While attending the Digital Humanities Summer School at Oxford university this summer, I had the chance to see a variety of lectures. The first of these was by Chris Lintott (Department of Physics, University of Oxford). Chris Lintott has been involved in the development of what has been termed Citizen Science – the communal engagement with science research – and runs one of the most notable of these projects, Zooniverse. My apologies if this is somewhat after the event, but here is the gist of Chris’s talk.
Chris started with the example the data produced by astrophysical research: CERN, for example, produces hundreds of terabytes of data per second during its experiments (Terabyte = c.1000 Gb). This is ‘Big Data’ indeed and pushes at both the limits of computing and the funding of such research. As an answer to the processing and the funding of digging such large amounts of data, crowdsourcing produces a very rich dataset. Involving multiple readers of data, crowdsourcing enables a high level of crosschecking and has been generating original knowledge and insight.
Chris then enumerated a number of examples of science-related projects that use communal collaboration to dig data; the first of which was Galaxy Zoo which analyses data from the Hubble space telescope. Galaxy Zoo makes it easy for non-academics to take part: as you can see on the page that asks for your help classifying types of galaxies, it is as easy as clicking a button. This is a very important feature of getting communal participation: make it too difficult at the first step and you’ve lost your potential researcher. Chris argued that the key to people’s participation in crowdsourcing research like this was motivation: after a motivation survey was conducted that asked what kind of involvement people preferred the largest proportion voted to ‘contribute’. It reflected, he suggested, a powerful desire for people to own their research. Indeed, that first step led on to people producing their own specialised communities (and their own online forums) within the larger Galaxy Zoo community. In most areas of new research there are typically a number of known unknowns, so it was also key to produce task-specific fields of enquiry, managing the kind of questions you want crowdsourced.
The extension of Galaxy Zoo to encompass a number of new areas of large-scale projects resulted in the umbrella project Zooniverse. Chris warned not to ignore the problems of scale and specifically not to underestimate the potential numbers of contributors: across its various projects Zooniverse currently has 666,074 people taking part (Galaxy Zoo on its own has had around 250,000 people involved so far). While the project is dominated by astrophysics (five projects based on data supplied by space telescopes and satellites) it also includes humanities-orientated projects: transcribing papyrus documents in Ancient Lives, interpreting whale song Whalefm (‘Whalefm’), and analysing historical climate data Old Weather. Old Weather uses the meticulously recorded weather data contained in Royal Navy ships’ logs dating back to the eighteenth century. What’s particularly interesting in this project is that the ships’ logs also include a huge variety of the day-to-day details of shipboard life – anything, in fact, that particular duty officer chose to write down. This data is also included in the project’s database and is fully searchable, so the community is engaging with research well beyond the confines of climatology.

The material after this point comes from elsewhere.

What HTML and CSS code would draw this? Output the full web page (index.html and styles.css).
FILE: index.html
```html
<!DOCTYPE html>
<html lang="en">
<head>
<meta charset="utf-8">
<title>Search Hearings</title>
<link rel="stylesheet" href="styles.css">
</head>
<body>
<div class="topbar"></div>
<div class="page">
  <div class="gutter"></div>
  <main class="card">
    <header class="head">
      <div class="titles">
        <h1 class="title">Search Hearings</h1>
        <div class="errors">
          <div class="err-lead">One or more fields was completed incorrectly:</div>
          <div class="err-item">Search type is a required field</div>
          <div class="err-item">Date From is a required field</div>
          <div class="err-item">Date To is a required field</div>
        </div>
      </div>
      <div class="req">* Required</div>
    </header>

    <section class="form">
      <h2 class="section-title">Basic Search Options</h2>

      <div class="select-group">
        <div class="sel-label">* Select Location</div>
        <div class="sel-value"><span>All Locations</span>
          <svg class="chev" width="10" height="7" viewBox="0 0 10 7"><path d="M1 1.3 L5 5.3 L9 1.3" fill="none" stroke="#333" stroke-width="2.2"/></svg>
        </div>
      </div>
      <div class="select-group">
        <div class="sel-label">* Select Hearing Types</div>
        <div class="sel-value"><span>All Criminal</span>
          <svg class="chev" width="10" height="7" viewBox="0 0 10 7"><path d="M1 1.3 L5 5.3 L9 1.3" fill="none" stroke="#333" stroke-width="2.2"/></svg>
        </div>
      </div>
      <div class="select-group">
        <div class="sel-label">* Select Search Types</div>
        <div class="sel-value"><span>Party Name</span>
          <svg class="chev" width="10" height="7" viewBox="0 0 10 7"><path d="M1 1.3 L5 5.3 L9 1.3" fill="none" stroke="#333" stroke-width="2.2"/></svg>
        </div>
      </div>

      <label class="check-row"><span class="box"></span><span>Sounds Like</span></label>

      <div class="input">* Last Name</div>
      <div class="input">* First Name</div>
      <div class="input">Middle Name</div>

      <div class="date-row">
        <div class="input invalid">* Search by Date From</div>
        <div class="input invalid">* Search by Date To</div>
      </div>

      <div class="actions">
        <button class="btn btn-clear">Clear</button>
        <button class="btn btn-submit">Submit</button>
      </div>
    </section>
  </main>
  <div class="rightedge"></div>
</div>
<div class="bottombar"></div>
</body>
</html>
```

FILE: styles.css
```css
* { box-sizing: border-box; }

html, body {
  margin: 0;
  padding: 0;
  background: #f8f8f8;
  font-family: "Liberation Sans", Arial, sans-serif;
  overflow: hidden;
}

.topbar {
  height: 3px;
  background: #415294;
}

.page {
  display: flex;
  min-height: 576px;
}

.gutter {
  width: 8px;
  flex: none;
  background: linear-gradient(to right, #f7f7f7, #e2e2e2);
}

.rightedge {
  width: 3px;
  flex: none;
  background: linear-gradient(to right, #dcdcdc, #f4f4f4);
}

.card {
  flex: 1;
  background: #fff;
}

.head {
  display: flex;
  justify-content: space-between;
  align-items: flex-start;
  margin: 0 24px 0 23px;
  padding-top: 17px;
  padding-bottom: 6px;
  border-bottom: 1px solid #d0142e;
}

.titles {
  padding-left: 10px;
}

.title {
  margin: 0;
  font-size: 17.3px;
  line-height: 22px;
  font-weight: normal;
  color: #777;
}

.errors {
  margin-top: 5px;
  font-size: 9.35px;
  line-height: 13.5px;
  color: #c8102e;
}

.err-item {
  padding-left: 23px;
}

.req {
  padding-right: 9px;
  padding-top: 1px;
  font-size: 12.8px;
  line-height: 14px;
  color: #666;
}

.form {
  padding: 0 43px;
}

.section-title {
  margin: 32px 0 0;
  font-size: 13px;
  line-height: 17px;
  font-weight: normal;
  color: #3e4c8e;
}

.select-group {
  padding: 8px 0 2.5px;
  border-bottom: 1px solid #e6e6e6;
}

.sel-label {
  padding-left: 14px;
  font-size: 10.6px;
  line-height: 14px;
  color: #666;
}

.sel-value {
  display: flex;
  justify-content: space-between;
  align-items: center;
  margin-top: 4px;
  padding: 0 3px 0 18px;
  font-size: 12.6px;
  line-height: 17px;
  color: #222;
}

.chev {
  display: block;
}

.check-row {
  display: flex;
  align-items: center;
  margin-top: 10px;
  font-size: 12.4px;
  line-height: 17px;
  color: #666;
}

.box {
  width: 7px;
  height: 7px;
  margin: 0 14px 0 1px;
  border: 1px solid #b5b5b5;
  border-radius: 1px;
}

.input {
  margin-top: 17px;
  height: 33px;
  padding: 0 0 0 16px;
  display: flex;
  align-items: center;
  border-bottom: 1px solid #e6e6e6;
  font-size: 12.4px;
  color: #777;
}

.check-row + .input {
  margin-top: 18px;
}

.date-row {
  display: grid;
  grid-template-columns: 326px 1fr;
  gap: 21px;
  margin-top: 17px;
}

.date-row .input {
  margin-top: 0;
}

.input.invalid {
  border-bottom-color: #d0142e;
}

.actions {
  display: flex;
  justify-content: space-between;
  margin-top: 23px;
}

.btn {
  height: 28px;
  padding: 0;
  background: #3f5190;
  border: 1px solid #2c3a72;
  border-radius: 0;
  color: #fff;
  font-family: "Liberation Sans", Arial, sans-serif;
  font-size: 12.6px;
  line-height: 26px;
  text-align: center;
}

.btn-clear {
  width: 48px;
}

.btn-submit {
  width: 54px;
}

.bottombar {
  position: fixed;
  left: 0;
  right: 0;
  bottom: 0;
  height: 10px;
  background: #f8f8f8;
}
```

Chris then moved on to discuss a variety of other humanities-focused crowdsourced projects, including the Bodleian library’s project on musical scores What’s the Score. Commenting again on the issue of building motivation, Chris commented that the most successful crowdsourcing projects do not face users with tutorials but use mini-help boxes supplying context as they go long: ‘dump them into the deep end’ he suggested! Indeed, the New York Public library’s project to transcribe thousands of restaurant dishes on its huge collection of historical menus is a good example. Participation in the What’s on the Menu project starts with just the click on one button (they’re up to over a million of dishes). Crucial, then, it to ensure that results are immediately obvious and tangible and that engagement with the wider community is easy. The Ancient Lives project (under the Zooniverse umbrella) involves transcribing ancient papyrus and uses a basic on-screen interface like a transcribing keyboard. It also includes a feature called ‘Talk’ – one click from the interface to engage in immediate responses to a particular image one is working on.
This lead Chris to argue that perhaps ‘crowdsourcing’ may not be the right way of conceptualising the kind of work done by such communal research and suggested that gaming theory might be more applicable to certain projects: an alternative way to imagine the motivation and rewards of crowdsourcing. Examples here include Fold it: a game to research protein molecular structures, which is, it has to be said, complex and expensive. Similar, but much more user-friendly and addictive looking, is DigitalKoot. At first glance this involves two games, ‘Mole Bridge’ and ‘Mole Hunt’, but they are in fact programs designed by the National Library of Finland to transcribe 19th Finnish-language newspapers: as you play you transcribe. Turning analysis into gaming is obviously attractive and involves a shift in motivation. Similarly, the communal engagement with the SETI project (the Search for Extra-terrestrial Intelligence) offers various badges depending on what you have found, from interesting signal to an actual alien. However, this exemplifies the potential problems in gaming and motivation: unsurprisingly no one has yet got the top badge in SETI. In short, Chris argued, don’t replace authentic experience and meaningful participation with goals. Instead, if we wanted to design projects around crowdsourcing, he reminded us that the people who want to get involved in such communal research are specialists in something: build on that.